Ten aanzien van de klachten van de cliënt overweegt de commissie als volgt.
Ter zitting is duidelijk geworden dat de cliënt de notaris niet verwijt dat de afspraak op 19 december 2013 verplaatst diende te worden als gevolg van onduidelijke communicatie of informatie van de zijde van de notaris. De cliënt heeft erkend dat de noodzaak om de afspraak te verzetten aan hem te wijten was. Zijn klacht betreft slechts de kosten die hem door de notaris voor het verplaatsen in rekening zijn gebracht.
Ten aanzien van de klacht inzake de extra kosten is de commissie van oordeel dat, nu de notaris verwijst naar zijn algemene voorwaarden, waaruit naar hij stelt blijkt dat een hoger bedrag dan € 763,– gerechtvaardigd was, het op zijn weg gelegen had om deze voorwaarden te overleggen en in zijn verweer duidelijk te maken waardoor het verschil tussen het overeengekomen bedrag van € 763,– en het gedeclareerde bedrag van € 1.254,87 werd veroorzaakt. Bij gebreke van deze onderbouwing mocht de cliënt er, op basis van de e-mailwisseling van 25 en 26 november 2013, naar het oordeel van de commissie vanuit gaan dat hij slechts € 763,– verschuldigd was voor de dienstverlening van de notaris.
De commissie zal gelet op het voorgaande bepalen dat de notaris het verschil tussen het in rekening gebrachte en door de cliënt onder protest betaalde bedrag van € 1.254,87 en de verschuldigde € 763,–, derhalve € 491,87, aan de cliënt dient te vergoeden.
Ook ten aanzien van de vertragingskosten geldt naar het oordeel van de commissie dat door de notaris niet voldoende onderbouwd is waardoor dit bedrag gevormd is, dan wel waarom het bedrag afwijkt van het op de prijslijst genoemde bedrag van € 150,–.
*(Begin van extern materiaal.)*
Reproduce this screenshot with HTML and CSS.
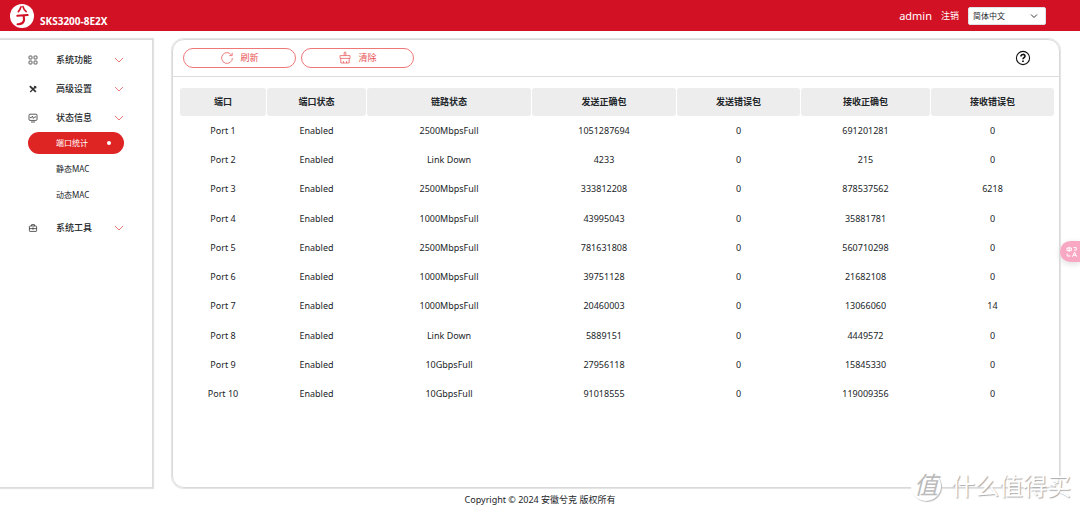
FILE: index.html
```html
<!DOCTYPE html>
<html lang="zh-CN">
<head>
<meta charset="utf-8">
<meta name="viewport" content="width=device-width, initial-scale=1">
<title>SKS3200-8E2X</title>
<link rel="stylesheet" href="styles.css">
</head>
<body>
<header class="topbar">
  <div class="brand">
    <svg class="logo" viewBox="0 0 24 24" aria-hidden="true">
      <circle cx="12" cy="12" r="12" fill="#fff"/>
      <path d="M11 2.8C10.4 4.8 9.6 6.4 8.4 7.6M13 2.6C13.6 4.8 14.6 6.6 16.2 7.6" fill="none" stroke="#d21124" stroke-width="1.7" stroke-linecap="round"/>
      <path d="M7.4 11.8 17.6 11M14 11.6C13.2 13 14.4 14.4 14 16.4 13.4 18.6 11.8 20.4 7.6 20.2" fill="none" stroke="#d21124" stroke-width="2.1" stroke-linecap="round" stroke-linejoin="round"/>
    </svg>
    <h1 class="model">SKS3200-8E2X</h1>
  </div>
  <div class="account">
    <span class="user">admin</span>
    <a class="logout" href="#">注销</a>
    <span class="lang-wrap">
      <select class="lang" aria-label="语言"><option>简体中文</option><option>English</option></select>
      <svg class="lang-arrow" viewBox="0 0 8 8" aria-hidden="true"><path d="M1 2.5 4 5.5 7 2.5"/></svg>
    </span>
  </div>
</header>
<div class="layout">
  <nav class="sidebar">
    <a class="menu" href="#">
      <svg class="menu-icon" viewBox="0 0 10 10" aria-hidden="true"><rect x="1" y="1" width="3" height="3" rx=".6"/><rect x="6" y="1" width="3" height="3" rx=".6"/><rect x="1" y="6" width="3" height="3" rx=".6"/><rect x="6" y="6" width="3" height="3" rx=".6"/></svg>
      <span class="menu-label">系统功能</span>
      <svg class="chevron" viewBox="0 0 10 6" aria-hidden="true"><path d="M1 1 5 5 9 1"/></svg>
    </a>
    <a class="menu" href="#">
      <svg class="menu-icon" viewBox="0 0 10 10" aria-hidden="true"><path d="M3 3.2 7.8 7.8" stroke-width="1.8"/><path d="M2.2 8 7.6 2.6" stroke-width="1.3"/><path d="M1.8 2.2 3.6 3.8M7 1.8 6.6 3.6 8.4 3.4" stroke-width="1.6"/></svg>
      <span class="menu-label">高级设置</span>
      <svg class="chevron" viewBox="0 0 10 6" aria-hidden="true"><path d="M1 1 5 5 9 1"/></svg>
    </a>
    <a class="menu" href="#">
      <svg class="menu-icon" viewBox="0 0 10 10" aria-hidden="true"><rect x="1" y="1.2" width="8" height="6.2" rx="1"/><path d="M2 4.6H3.4L4.4 3.2 5.4 5.4 6.4 4H8M3 9H7"/></svg>
      <span class="menu-label">状态信息</span>
      <svg class="chevron" viewBox="0 0 10 6" aria-hidden="true"><path d="M1 1 5 5 9 1"/></svg>
    </a>
    <div class="submenu">
      <a class="sub active" href="#" aria-current="page"><span>端口统计</span><i class="dot"></i></a>
      <a class="sub" href="#">静态MAC</a>
      <a class="sub" href="#">动态MAC</a>
    </div>
    <a class="menu" href="#">
      <svg class="menu-icon" viewBox="0 0 10 10" aria-hidden="true"><rect x="1.4" y="3" width="7.2" height="5.4" rx=".6"/><path d="M3.6 3V1.6H6.4V3M1.4 5.6H8.6M5 4.4V6.8"/></svg>
      <span class="menu-label">系统工具</span>
      <svg class="chevron" viewBox="0 0 10 6" aria-hidden="true"><path d="M1 1 5 5 9 1"/></svg>
    </a>
  </nav>
  <main class="panel">
    <div class="toolbar">
      <button class="action" type="button">
        <svg class="action-icon" viewBox="0 0 14 14" aria-hidden="true"><path d="M11.6 4.2A5.4 5.4 0 1 0 12.4 7M12.2 1.8V4.6H9.2"/></svg>刷新
      </button>
      <button class="action" type="button">
        <svg class="action-icon" viewBox="0 0 14 14" aria-hidden="true"><path d="M6.2 4.6V1.2H7.8V4.6M2 7.4V4.6H12V7.4ZM2.8 7.4V12H11.2V7.4M5.4 12V10M8.6 12V10"/></svg>清除
      </button>
      <button class="help" type="button" aria-label="帮助">
        <svg class="help-icon" viewBox="0 0 16 16" aria-hidden="true"><circle cx="8" cy="8" r="6.6" stroke-width="1.1"/><path d="M6 6.4C6 3.8 10 3.8 10 6.2 10 7.6 8 7.6 8 9.3" stroke-width="1.6"/><path d="M8 10.6V12" stroke-width="1.7"/></svg>
      </button>
    </div>
    <div class="table-area">
      <table class="stats">
        <colgroup><col class="c-port"><col class="c-state"><col class="c-link"><col class="c-txok"><col class="c-txerr"><col class="c-rxok"><col class="c-rxerr"></colgroup>
        <thead><tr><th>端口</th><th>端口状态</th><th>链路状态</th><th>发送正确包</th><th>发送错误包</th><th>接收正确包</th><th>接收错误包</th></tr></thead>
        <tbody>
          <tr><td>Port 1</td><td>Enabled</td><td>2500MbpsFull</td><td>1051287694</td><td>0</td><td>691201281</td><td>0</td></tr>
          <tr><td>Port 2</td><td>Enabled</td><td>Link Down</td><td>4233</td><td>0</td><td>215</td><td>0</td></tr>
          <tr><td>Port 3</td><td>Enabled</td><td>2500MbpsFull</td><td>333812208</td><td>0</td><td>878537562</td><td>6218</td></tr>
          <tr><td>Port 4</td><td>Enabled</td><td>1000MbpsFull</td><td>43995043</td><td>0</td><td>35881781</td><td>0</td></tr>
          <tr><td>Port 5</td><td>Enabled</td><td>2500MbpsFull</td><td>781631808</td><td>0</td><td>560710298</td><td>0</td></tr>
          <tr><td>Port 6</td><td>Enabled</td><td>1000MbpsFull</td><td>39751128</td><td>0</td><td>21682108</td><td>0</td></tr>
          <tr><td>Port 7</td><td>Enabled</td><td>1000MbpsFull</td><td>20460003</td><td>0</td><td>13066060</td><td>14</td></tr>
          <tr><td>Port 8</td><td>Enabled</td><td>Link Down</td><td>5889151</td><td>0</td><td>4449572</td><td>0</td></tr>
          <tr><td>Port 9</td><td>Enabled</td><td>10GbpsFull</td><td>27956118</td><td>0</td><td>15845330</td><td>0</td></tr>
          <tr><td>Port 10</td><td>Enabled</td><td>10GbpsFull</td><td>91018555</td><td>0</td><td>119009356</td><td>0</td></tr>
        </tbody>
      </table>
    </div>
  </main>
</div>
<footer class="footer">Copyright © 2024 安徽兮克 版权所有</footer>
<button class="translate" type="button" aria-label="翻译">
  <svg class="translate-icon" viewBox="0 0 12 12" aria-hidden="true"><path d="M1 2H5.4V4.6H1ZM3.2 .8V6M7.4 1.6H10.2V4.2H8.2M1.2 7.6V10H4.4M6.4 10.8 8.6 6.2 10.8 10.8M7.2 9.2H10"/></svg>
</button>
<div class="watermark"><span class="seal">值</span><span>什么值得买</span></div>
</body>
</html>
```
FILE: styles.css
```css
* {
  box-sizing: border-box;
}

body {
  margin: 0;
  min-height: 100vh;
  display: flex;
  flex-direction: column;
  position: relative;
  overflow-x: hidden;
  background: #fff;
  color: #212529;
  font: 9px/14px "Noto Sans", "Noto Sans CJK SC", sans-serif;
}

a {
  color: inherit;
  text-decoration: none;
}

button {
  font: inherit;
  cursor: pointer;
}

svg {
  flex: none;
}

.topbar {
  height: 31px;
  padding: 0 34px 0 10px;
  display: flex;
  align-items: center;
  justify-content: space-between;
  background: #d21124;
  color: #fff;
}

.brand {
  display: flex;
  align-items: center;
  gap: 6px;
}

.logo {
  width: 24px;
  height: 24px;
}

.model {
  margin: 0;
  padding-top: 10px;
  font-size: 10px;
  line-height: 14px;
  font-weight: 700;
}

.account {
  display: flex;
  align-items: center;
  gap: 9px;
}

.user {
  font-size: 11px;
}

.lang-wrap {
  position: relative;
  display: flex;
}

.lang {
  width: 78px;
  height: 18px;
  padding: 0 4px;
  appearance: none;
  border: 1px solid #dee2e6;
  border-radius: 2px;
  background: #fff;
  color: #212529;
  font: inherit;
  font-size: 8px;
}

.lang-arrow {
  position: absolute;
  right: 8px;
  top: 5px;
  width: 8px;
  height: 8px;
  fill: none;
  stroke: #343a40;
  pointer-events: none;
}

.layout {
  flex: 1;
  display: flex;
  gap: 19px;
  padding: 8px 20px 0 0;
}

.sidebar {
  width: 153px;
  padding-top: 5px;
  border: 1px solid #dcdcdc;
  border-left: 0;
  box-shadow: 0 0 1px 1px #e3e3e3;
}

.menu {
  height: 29px;
  padding: 0 28px;
  display: flex;
  align-items: center;
}

.menu-icon {
  width: 10px;
  height: 10px;
  fill: none;
  stroke: #333;
  stroke-width: .8;
}

.menu-label {
  flex: 1;
  padding-left: 18px;
  font-weight: 500;
}

.chevron {
  width: 10px;
  height: 6px;
  fill: none;
  stroke: #ee7778;
}

.submenu {
  padding: 0 28px 5px;
  display: flex;
  flex-direction: column;
  font-size: 8px;
}

.sub {
  height: 26px;
  padding: 0 13px 0 28px;
  display: flex;
  align-items: center;
  justify-content: space-between;
}

.active {
  height: 22px;
  margin-bottom: 2px;
  border-radius: 11px;
  background: #df2524;
  color: #fff;
}

.dot {
  width: 4px;
  height: 4px;
  border-radius: 50%;
  background: #fff;
}

.panel {
  flex: 1;
  min-width: 0;
  border: 1px solid #d9d9d9;
  border-radius: 12px;
  box-shadow: 0 0 1px 1px #e3e3e3;
}

.toolbar {
  height: 37px;
  padding: 0 28px 0 10px;
  display: flex;
  align-items: center;
  gap: 5px;
  border-bottom: 1px solid #dcdcdc;
}

.action {
  width: 113px;
  height: 20px;
  padding: 0;
  display: flex;
  align-items: center;
  justify-content: center;
  gap: 6px;
  border: 1px solid #ee7778;
  border-radius: 10px;
  background: #fff;
  color: #e8504f;
}

.action-icon {
  width: 14px;
  height: 14px;
  fill: none;
  stroke: #ea605f;
  stroke-width: .8;
}

.help {
  margin-left: auto;
  padding: 0;
  display: flex;
  border: 0;
  background: none;
}

.help-icon {
  width: 16px;
  height: 16px;
  fill: none;
  stroke: #111;
}

.table-area {
  padding: 11px 6px;
}

.stats {
  width: 100%;
  height: 321px;
  table-layout: fixed;
  border-collapse: separate;
  border-spacing: 1px 0;
  text-align: center;
}

.stats th,
.stats td {
  padding: 0;
}

.stats th {
  height: 28px;
  border-radius: 3px;
  background: #ededed;
  font-weight: 700;
}

.c-port {
  width: 86px;
}

.c-state {
  width: 99px;
}

.c-link {
  width: 164px;
}

.c-txok {
  width: 144px;
}

.c-txerr {
  width: 123px;
}

.c-rxok {
  width: 129px;
}

.c-rxerr {
  width: 123px;
}

.footer {
  height: 24px;
  display: flex;
  align-items: center;
  justify-content: center;
}

.translate {
  position: absolute;
  right: 0;
  top: 241px;
  width: 20px;
  height: 21px;
  padding: 0 0 0 6px;
  display: flex;
  align-items: center;
  border: 0;
  border-radius: 11px 0 0 11px;
  background: #f9a8c4;
  box-shadow: 0 2px 6px #ddd;
}

.translate-icon {
  width: 12px;
  height: 12px;
  fill: none;
  stroke: #fff;
}

.watermark {
  position: absolute;
  right: 9px;
  bottom: 10px;
  display: flex;
  align-items: center;
  gap: 10px;
  color: #fff;
  font-size: 24px;
  line-height: 32px;
  text-shadow: 1px 1px 1px #aaa;
  pointer-events: none;
}

.seal {
  width: 30px;
  height: 30px;
  border-radius: 50%;
  background: #fff;
  box-shadow: 1px 1px 1px #bbb;
  color: #bbb;
  font-size: 24px;
  font-style: italic;
  line-height: 28px;
  text-align: center;
  text-shadow: none;
}
```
Bij gebreke van deze informatie mocht de cliënt in de veronderstelling verkeren dat slechts € 150,– in rekening zou worden gebracht, nu dit op de website zo is vermeld en niet anders is gebleken.
Ter zitting heeft de cliënt laten weten de door de notaris in rekening gebrachte kosten voor het verplaatsen van de afspraak nog niet voldaan te hebben. De commissie zal derhalve bepalen dat de cliënt terzake van het verplaatsen van de afspraak om de leveringsakte te ondertekenen, slechts € 150,– inclusief B.T.W. verschuldigd is aan de notaris.
Uit het voorgaande volgt dat de notaris per saldo een bedrag van € 341,87 (€ 491,87 minus € 150,–) aan de cliënt dient te vergoeden.
Gelet op het vorenoverwogene heeft de notaris naar het oordeel van de commissie niet gehandeld zoals verwacht mag worden van een redelijk bekwame en redelijk handelende notaris.
De klacht dient dan ook gegrond te worden verklaard.
Voor zover door partijen ieder voor zich aangevoerde argumenten c.q. klachten niet zijn besproken, kan daarvan worden afgezien, omdat deze niet tot een andere beslissing kunnen leiden.
Derhalve wordt als volgt beslist.
Beslissing
De commissie verklaart de klachten van de cliënt gegrond.
De commissie bepaalt dat de notaris een bedrag van € 341,87 aan de cliënt dient te betalen.
Overeenkomstig het reglement van de commissie dient de notaris het klachtengeld ad € 76,26 aan de cliënt, die deze kosten heeft voldaan, te vergoeden.
Bovendien is de notaris overeenkomstig het reglement van de commissie een bedrag van € 115,– aan de commissie verschuldigd als bijdrage in de behandelingskosten van het geschil.
De commissie wijst het meer of anders verzochte af.
Aldus beslist door de Geschillencommissie Notariaat, op 4 maart 2014.